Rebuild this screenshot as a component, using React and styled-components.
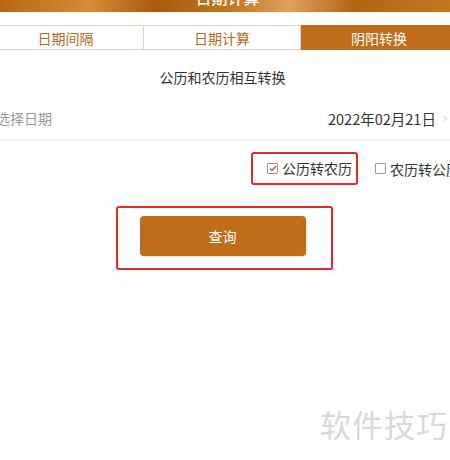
import React, { useState } from "react";
import styled, { createGlobalStyle } from "styled-components";

const GlobalStyle = createGlobalStyle`
  html, body {
    margin: 0;
    padding: 0;
    background: #fff;
    overflow: hidden;
  }
  body {
    font-family: "Noto Sans CJK SC", "Noto Sans", sans-serif;
  }
`;

const Page = styled.div`
  width: 471px;
  margin-left: -13px;
  height: 460px;
  display: flex;
  flex-direction: column;
  background: #fff;
`;

const Banner = styled.div`
  height: 12px;
  overflow: hidden;
  display: flex;
  align-items: flex-end;
  justify-content: center;
  background: linear-gradient(
    100deg,
    #b5620f 0%,
    #d88a35 22%,
    #a95a0e 36%,
    #c47620 52%,
    #e0a060 64%,
    #b3650f 78%,
    #c8781f 100%
  );
`;

const BannerTitle = styled.span`
  color: #fff;
  font-size: 16px;
  line-height: 16px;
  margin-left: 10px;
  margin-bottom: 7px;
  font-weight: 500;
`;

const Tabs = styled.div`
  margin-top: 13px;
  display: grid;
  grid-template-columns: repeat(3, 1fr);
  height: 25px;
`;

const Tab = styled.div`
  display: flex;
  align-items: center;
  justify-content: center;
  font-size: 14px;
  color: ${(p) => (p.$active ? "#fff" : "#b8691c")};
  background: ${(p) => (p.$active ? "#bf6d18" : "#fff")};
  border: 1px solid ${(p) => (p.$active ? "#bf6d18" : "#ead3bb")};
  border-left-width: ${(p) => (p.$first ? "1px" : "0")};
  box-sizing: border-box;
`;

const Title = styled.div`
  margin-top: 17px;
  text-align: center;
  font-size: 14px;
  color: #333;
  line-height: 20px;
`;

const DateRow = styled.div`
  margin-top: 21px;
  display: flex;
  align-items: center;
  justify-content: space-between;
  padding: 0 10px 0 9px;
  height: 20px;
  padding-bottom: 11px;
  border-bottom: 2px solid #f4f4f4;
`;

const Label = styled.span`
  font-size: 14px;
  color: #999;
`;

const DateValue = styled.span`
  display: flex;
  align-items: center;
  gap: 6px;
  font-size: 14.5px;
  color: #333;
`;

const Chevron = styled.span`
  color: #ccc;
  font-size: 11px;
  transform: scaleX(0.7);
`;

const OptionRow = styled.div`
  margin-top: 11px;
  display: flex;
  justify-content: flex-end;
  align-items: center;
  gap: 17px;
  margin-right: -2px;
`;

const Highlight = styled.div`
  display: flex;
  align-items: center;
  border: 2px solid #e42a25;
  border-radius: 3px;
  padding: ${(p) => p.$pad};
`;

const Option = styled.label`
  display: flex;
  align-items: center;
  gap: 4px;
  font-size: 14px;
  color: #333;
  line-height: 20px;
`;

const Box = styled.span`
  width: 9px;
  height: 9px;
  border: 1px solid #999;
  border-radius: 1px;
  display: flex;
  align-items: center;
  justify-content: center;
`;

const ButtonRow = styled.div`
  margin-top: 21px;
  display: flex;
  justify-content: center;
  padding-left: 3px;
`;

const QueryButton = styled.button`
  width: 166px;
  height: 40px;
  border: none;
  border-radius: 4px;
  background: #bf6d18;
  color: #fff;
  font-family: inherit;
  font-size: 14px;
  box-shadow: 0 1px 2px rgba(0, 0, 0, 0.15);
`;

const Spacer = styled.div`
  flex: 1;
`;

const Watermark = styled.div`
  align-self: flex-end;
  margin: 0 10px 14px 0;
  font-size: 31px;
  letter-spacing: 1px;
  color: #d9d9d9;
`;

const Check = ({ checked }) => (
  <Box>
    {checked && (
      <svg width="8" height="7" viewBox="0 0 8 7">
        <path d="M1 3.5 L3 5.5 L7 1" fill="none" stroke="#e0302a" strokeWidth="1.2" />
      </svg>
    )}
  </Box>
);

const tabs = ["日期间隔", "日期计算", "阴阳转换"];

export default function App() {
  const [active, setActive] = useState(2);
  return (
    <>
      <GlobalStyle />
      <Page>
        <Banner>
          <BannerTitle>日期计算</BannerTitle>
        </Banner>
        <Tabs>
          {tabs.map((t, i) => (
            <Tab key={t} $active={i === active} $first={i === 0} onClick={() => setActive(i)}>
              {t}
            </Tab>
          ))}
        </Tabs>
        <Title>公历和农历相互转换</Title>
        <DateRow>
          <Label>选择日期</Label>
          <DateValue>
            2022年02月21日
            <Chevron>&gt;</Chevron>
          </DateValue>
        </DateRow>
        <OptionRow>
          <Highlight $pad="4px 4px 5px 14px">
            <Option>
              <Check checked />
              公历转农历
            </Option>
          </Highlight>
          <Option>
            <Check />
            农历转公历
          </Option>
        </OptionRow>
        <ButtonRow>
          <Highlight $pad="8px 25px 12px 22px">
            <QueryButton>查询</QueryButton>
          </Highlight>
        </ButtonRow>
        <Spacer />
        <Watermark>软件技巧</Watermark>
      </Page>
    </>
  );
}
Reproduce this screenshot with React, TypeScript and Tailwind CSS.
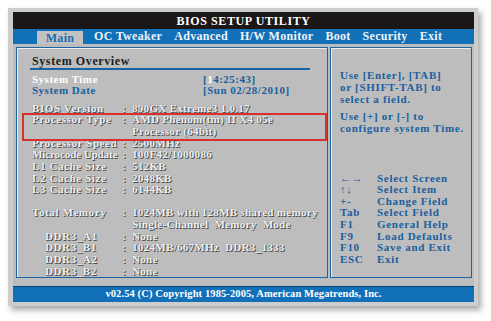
const serif = "font-['Liberation_Serif','Times_New_Roman',serif]";
const grey = "text-[#f2f2f2] [text-shadow:1px_1px_0_#4c4c4c,0_0_1px_#6a6a6a]";
const blue = "text-[#1b5f9e]";

type Info = { label: string; value?: string; indent?: boolean; cont?: boolean; tight?: boolean };

const cpuRows: Info[] = [
  { label: "BIOS Version", value: "890GX Extreme3 1.0.17" },
  { label: "Processor Type", value: "AMD Phenom(tm) II X4 05e" },
  { label: "", value: "Processor (64bit)", cont: true },
  { label: "Processor Speed", value: "2500MHz" },
  { label: "Microcode Update", value: "100F42/1000086", tight: true },
  { label: "L1 Cache Size", value: "512KB" },
  { label: "L2 Cache Size", value: "2048KB" },
  { label: "L3 Cache Size", value: "6144KB" },
];

const memRows: Info[] = [
  { label: "Total Memory", value: "1024MB with 128MB shared memory" },
  { label: "", value: "Single-Channel  Memory  Mode", cont: true },
  { label: "DDR3_A1", value: "None", indent: true },
  { label: "DDR3_B1", value: "1024MB/667MHz  DDR3_1333", indent: true },
  { label: "DDR3_A2", value: "None", indent: true },
  { label: "DDR3_B2", value: "None", indent: true },
];

const keys = [
  ["←→", "Select Screen"],
  ["↑↓", "Select Item"],
  ["+-", "Change Field"],
  ["Tab", "Select Field"],
  ["F1", "General Help"],
  ["F9", "Load Defaults"],
  ["F10", "Save and Exit"],
  ["ESC", "Exit"],
];

const tabs = ["OC Tweaker", "Advanced", "H/W Monitor", "Boot", "Security", "Exit"];

function InfoRow({ row }: { row: Info }) {
  return (
    <div className="flex whitespace-pre">
      <span
        className={`w-[90px] shrink-0 ${row.indent ? "pl-[13px]" : ""} ${
          row.tight ? "tracking-[-0.1px]" : "tracking-[0.6px]"
        }`}
      >
        {row.label}
      </span>
      <span className="w-[10px] shrink-0">{row.cont ? "" : ":"}</span>
      <span>{row.value}</span>
    </div>
  );
}

export default function App() {
  return (
    <div className={`w-[491px] h-[321px] bg-white pt-[8px] pl-[8px] ${serif}`}>
      <div className="w-[470px] h-[298px] bg-[#cdcdcd] pt-[4px] pl-[5px] shadow-[3px_4px_6px_rgba(0,0,0,0.35)]">
        <div className="w-[461px] h-[290px] flex flex-col bg-[#bdbdbd]">
          {/* title */}
          <div className="h-[17px] bg-[#1a1716] flex items-center justify-center text-white font-bold text-[12px] tracking-[0.6px] leading-none pt-[1px]">
            BIOS SETUP UTILITY
          </div>
          {/* tabs */}
          <div className="h-[15px] bg-[#1170b8] flex items-end pl-[24px] text-[12px] font-bold leading-none tracking-[0.3px]">
            <div className="h-[13px] w-[46px] bg-[#c2c2c2] text-[#1b6db0] flex items-center justify-center pt-[1px]">
              Main
            </div>
            <div className="flex gap-[12px] pl-[11px] h-[15px] items-center text-[#eef3f8]">
              {tabs.map((t) => (
                <span key={t}>{t}</span>
              ))}
            </div>
          </div>
          {/* body */}
          <div className="flex-1 flex gap-[2px] pt-[3px] pl-[3px] pr-[2px] pb-[8px]">
            {/* left panel */}
            <div className="relative w-[312px] border border-[#1a64a6] shadow-[inset_1px_1px_0_#e8eef4] pl-[15px] pt-[6px] font-bold text-[11px] tracking-[0.3px]">
              <div className="text-[#1c1c1c] text-[12px] leading-[14px] tracking-[0.6px]">System Overview</div>
              <div className="h-[2px] bg-[#1a64a6] w-[280px] -ml-[2px]"></div>
              <div className="mt-[4px] leading-[11.5px] tracking-[0.5px]">
                <div className="flex">
                  <span className="w-[171px] text-white">System Time</span>
                  <span className={blue}>
                    [<span className="text-white">1</span>4:25:43]
                  </span>
                </div>
                <div className="flex">
                  <span className={`w-[171px] ${blue}`}>System Date</span>
                  <span className={blue}>[Sun 02/28/2010]</span>
                </div>
              </div>
              <div className={`mt-[6px] leading-[11.7px] ${grey}`}>
                {cpuRows.map((r, i) => (
                  <InfoRow key={i} row={r} />
                ))}
              </div>
              <div className={`mt-[11px] leading-[11.7px] ${grey}`}>
                {memRows.map((r, i) => (
                  <InfoRow key={i} row={r} />
                ))}
              </div>
              {/* highlight box */}
              <div className="absolute left-[5px] top-[65px] w-[305px] h-[28px] border-2 border-[#d8302c]"></div>
            </div>
            {/* right panel */}
            <div className="flex-1 border border-[#1a64a6] shadow-[inset_1px_1px_0_#e8eef4] pl-[9px] pt-[21px] font-bold text-[11px] tracking-[0.7px] leading-[12px] text-[#1b5f9e]">
              <div>Use [Enter], [TAB]</div>
              <div>or [SHIFT-TAB] to</div>
              <div>select a field.</div>
              <div className="mt-[5px]">Use [+] or [-] to</div>
              <div>configure system Time.</div>
              <div className="mt-[39px] leading-[11.6px]">
                {keys.map(([k, d]) => (
                  <div key={k} className="flex">
                    <span className="w-[37px]">{k}</span>
                    <span>{d}</span>
                  </div>
                ))}
              </div>
            </div>
          </div>
          {/* footer */}
          <div className="h-[16px] bg-[#1170b8] border-t border-[#0b3f6e] flex items-center justify-center text-white font-bold text-[10.5px] tracking-[0.1px] leading-none">
            v02.54 (C) Copyright 1985-2005, American Megatrends, Inc.
          </div>
        </div>
      </div>
    </div>
  );
}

****************

Only lines with "components" are wanted here; list each of them.

_Finished task:_
Rebuild this screenshot as a component, using React and styled-components.
import styled, { createGlobalStyle } from "styled-components";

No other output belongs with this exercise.